### What the task asks:
Exactly the lines from the one containing "What React, TypeScript" through the one containing "h-[29px] bg-white border" are to be returned, please, without any pictures.
* BEGIN Extracted material *
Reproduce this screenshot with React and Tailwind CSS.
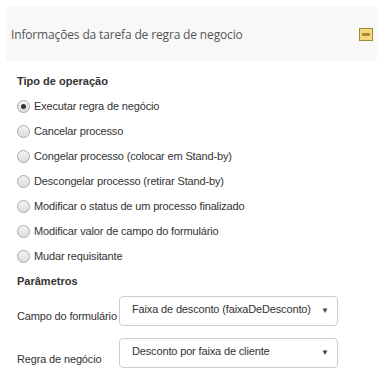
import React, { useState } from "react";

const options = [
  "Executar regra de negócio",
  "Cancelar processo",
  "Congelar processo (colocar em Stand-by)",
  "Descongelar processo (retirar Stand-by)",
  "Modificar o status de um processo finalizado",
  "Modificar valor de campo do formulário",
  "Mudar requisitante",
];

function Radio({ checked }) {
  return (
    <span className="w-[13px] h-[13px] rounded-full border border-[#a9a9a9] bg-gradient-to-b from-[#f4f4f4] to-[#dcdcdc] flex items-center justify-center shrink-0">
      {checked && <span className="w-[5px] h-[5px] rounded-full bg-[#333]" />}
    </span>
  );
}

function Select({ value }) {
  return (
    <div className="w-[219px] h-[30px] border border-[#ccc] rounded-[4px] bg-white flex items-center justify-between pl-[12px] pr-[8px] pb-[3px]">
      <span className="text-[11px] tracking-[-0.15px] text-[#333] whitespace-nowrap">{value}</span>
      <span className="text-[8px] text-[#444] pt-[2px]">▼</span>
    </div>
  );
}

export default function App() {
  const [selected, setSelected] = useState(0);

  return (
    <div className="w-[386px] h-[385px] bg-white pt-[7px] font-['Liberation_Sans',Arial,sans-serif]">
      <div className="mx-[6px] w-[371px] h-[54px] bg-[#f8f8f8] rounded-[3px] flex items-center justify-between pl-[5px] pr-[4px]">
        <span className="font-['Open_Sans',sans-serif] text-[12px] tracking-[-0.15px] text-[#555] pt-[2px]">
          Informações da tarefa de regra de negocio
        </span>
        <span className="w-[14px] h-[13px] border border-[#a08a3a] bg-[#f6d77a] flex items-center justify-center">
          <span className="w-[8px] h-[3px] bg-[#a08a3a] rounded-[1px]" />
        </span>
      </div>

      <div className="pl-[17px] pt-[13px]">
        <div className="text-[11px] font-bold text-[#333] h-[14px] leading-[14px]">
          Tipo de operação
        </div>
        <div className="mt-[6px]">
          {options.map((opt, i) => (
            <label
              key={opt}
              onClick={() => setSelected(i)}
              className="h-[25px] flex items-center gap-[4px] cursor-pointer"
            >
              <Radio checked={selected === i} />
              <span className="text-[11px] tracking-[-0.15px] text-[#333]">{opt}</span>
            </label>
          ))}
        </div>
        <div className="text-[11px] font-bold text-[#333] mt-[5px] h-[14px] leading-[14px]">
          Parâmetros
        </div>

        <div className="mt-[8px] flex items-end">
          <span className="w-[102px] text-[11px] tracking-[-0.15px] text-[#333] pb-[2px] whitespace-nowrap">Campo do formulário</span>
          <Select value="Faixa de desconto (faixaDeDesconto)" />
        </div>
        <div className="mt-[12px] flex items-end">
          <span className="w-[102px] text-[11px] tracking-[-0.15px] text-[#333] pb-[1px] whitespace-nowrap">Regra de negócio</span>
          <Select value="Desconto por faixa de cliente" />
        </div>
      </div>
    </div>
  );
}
* END Extracted material *
* BEGIN Extracted material *
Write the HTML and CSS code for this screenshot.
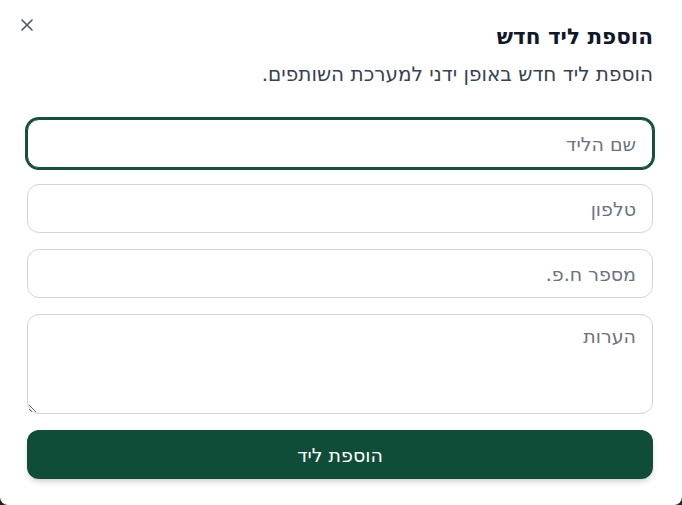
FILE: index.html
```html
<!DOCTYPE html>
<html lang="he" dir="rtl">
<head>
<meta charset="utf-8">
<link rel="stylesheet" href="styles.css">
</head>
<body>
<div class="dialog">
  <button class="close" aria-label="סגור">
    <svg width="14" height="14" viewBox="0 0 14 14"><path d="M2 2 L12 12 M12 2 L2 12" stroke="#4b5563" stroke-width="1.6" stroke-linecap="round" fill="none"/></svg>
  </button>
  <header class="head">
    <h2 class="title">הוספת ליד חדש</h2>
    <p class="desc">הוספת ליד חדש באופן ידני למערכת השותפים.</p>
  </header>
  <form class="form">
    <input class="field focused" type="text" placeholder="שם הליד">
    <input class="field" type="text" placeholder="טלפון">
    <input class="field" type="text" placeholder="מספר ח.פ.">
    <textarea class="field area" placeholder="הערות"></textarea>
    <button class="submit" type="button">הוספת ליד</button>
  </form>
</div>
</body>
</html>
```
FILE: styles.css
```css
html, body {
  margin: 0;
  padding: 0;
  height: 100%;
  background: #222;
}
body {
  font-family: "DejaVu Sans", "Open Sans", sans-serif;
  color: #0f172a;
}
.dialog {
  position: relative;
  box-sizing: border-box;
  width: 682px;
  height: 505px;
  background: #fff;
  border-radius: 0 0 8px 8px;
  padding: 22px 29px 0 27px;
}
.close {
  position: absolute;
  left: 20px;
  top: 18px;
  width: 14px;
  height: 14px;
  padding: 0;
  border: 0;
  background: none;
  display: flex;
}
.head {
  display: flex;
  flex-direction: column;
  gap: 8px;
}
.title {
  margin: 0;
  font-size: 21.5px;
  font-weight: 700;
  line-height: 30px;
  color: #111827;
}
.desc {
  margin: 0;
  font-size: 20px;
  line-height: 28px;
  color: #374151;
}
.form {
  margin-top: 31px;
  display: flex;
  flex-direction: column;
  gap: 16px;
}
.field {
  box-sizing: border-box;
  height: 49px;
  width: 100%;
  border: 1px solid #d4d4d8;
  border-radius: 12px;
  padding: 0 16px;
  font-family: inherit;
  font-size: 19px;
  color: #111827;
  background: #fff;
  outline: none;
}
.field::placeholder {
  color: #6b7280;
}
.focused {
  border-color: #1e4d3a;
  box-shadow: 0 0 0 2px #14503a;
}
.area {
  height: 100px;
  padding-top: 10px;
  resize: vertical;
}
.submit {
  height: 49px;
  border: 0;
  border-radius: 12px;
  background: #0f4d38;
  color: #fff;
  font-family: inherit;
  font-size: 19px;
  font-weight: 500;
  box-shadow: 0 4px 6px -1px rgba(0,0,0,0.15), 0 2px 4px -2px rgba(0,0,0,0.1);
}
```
* END Extracted material *
* BEGIN Extracted material *
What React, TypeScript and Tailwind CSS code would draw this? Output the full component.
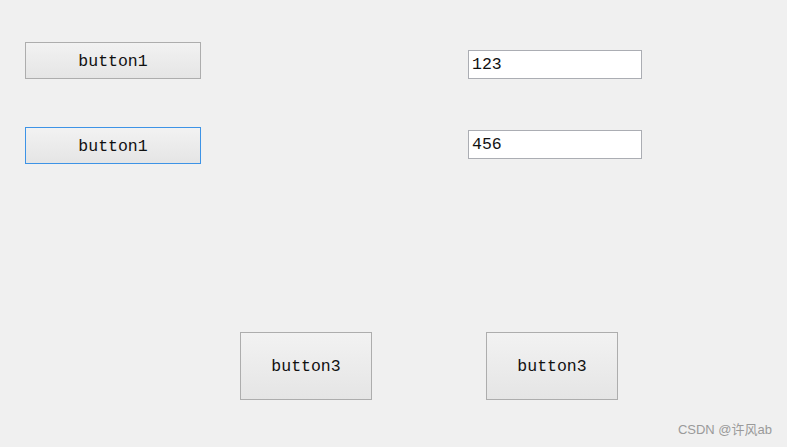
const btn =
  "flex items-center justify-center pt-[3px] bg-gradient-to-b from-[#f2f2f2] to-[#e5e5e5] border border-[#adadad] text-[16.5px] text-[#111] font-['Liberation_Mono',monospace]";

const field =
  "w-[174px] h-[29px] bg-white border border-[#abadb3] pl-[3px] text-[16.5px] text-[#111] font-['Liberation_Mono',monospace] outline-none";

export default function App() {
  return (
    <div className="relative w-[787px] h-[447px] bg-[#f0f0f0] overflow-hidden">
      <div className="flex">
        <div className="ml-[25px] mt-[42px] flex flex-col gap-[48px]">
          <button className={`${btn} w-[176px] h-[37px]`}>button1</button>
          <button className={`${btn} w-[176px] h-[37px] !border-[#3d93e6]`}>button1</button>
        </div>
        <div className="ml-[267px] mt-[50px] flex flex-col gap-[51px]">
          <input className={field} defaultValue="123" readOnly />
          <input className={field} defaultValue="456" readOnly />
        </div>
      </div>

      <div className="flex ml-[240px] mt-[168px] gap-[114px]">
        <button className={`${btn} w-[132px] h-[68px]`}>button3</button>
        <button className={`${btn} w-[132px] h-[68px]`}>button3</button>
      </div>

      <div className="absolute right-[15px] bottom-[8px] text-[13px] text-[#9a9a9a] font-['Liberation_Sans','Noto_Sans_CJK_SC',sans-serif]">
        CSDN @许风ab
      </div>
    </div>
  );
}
* END Extracted material *
### Completed exercise:
What React, TypeScript and Tailwind CSS code would draw this? Output the full component.
const btn =
  "flex items-center justify-center pt-[3px] bg-gradient-to-b from-[#f2f2f2] to-[#e5e5e5] border border-[#adadad] text-[16.5px] text-[#111] font-['Liberation_Mono',monospace]";

const field =
  "w-[174px] h-[29px] bg-white border border-[#abadb3] pl-[3px] text-[16.5px] text-[#111] font-['Liberation_Mono',monospace] outline-none";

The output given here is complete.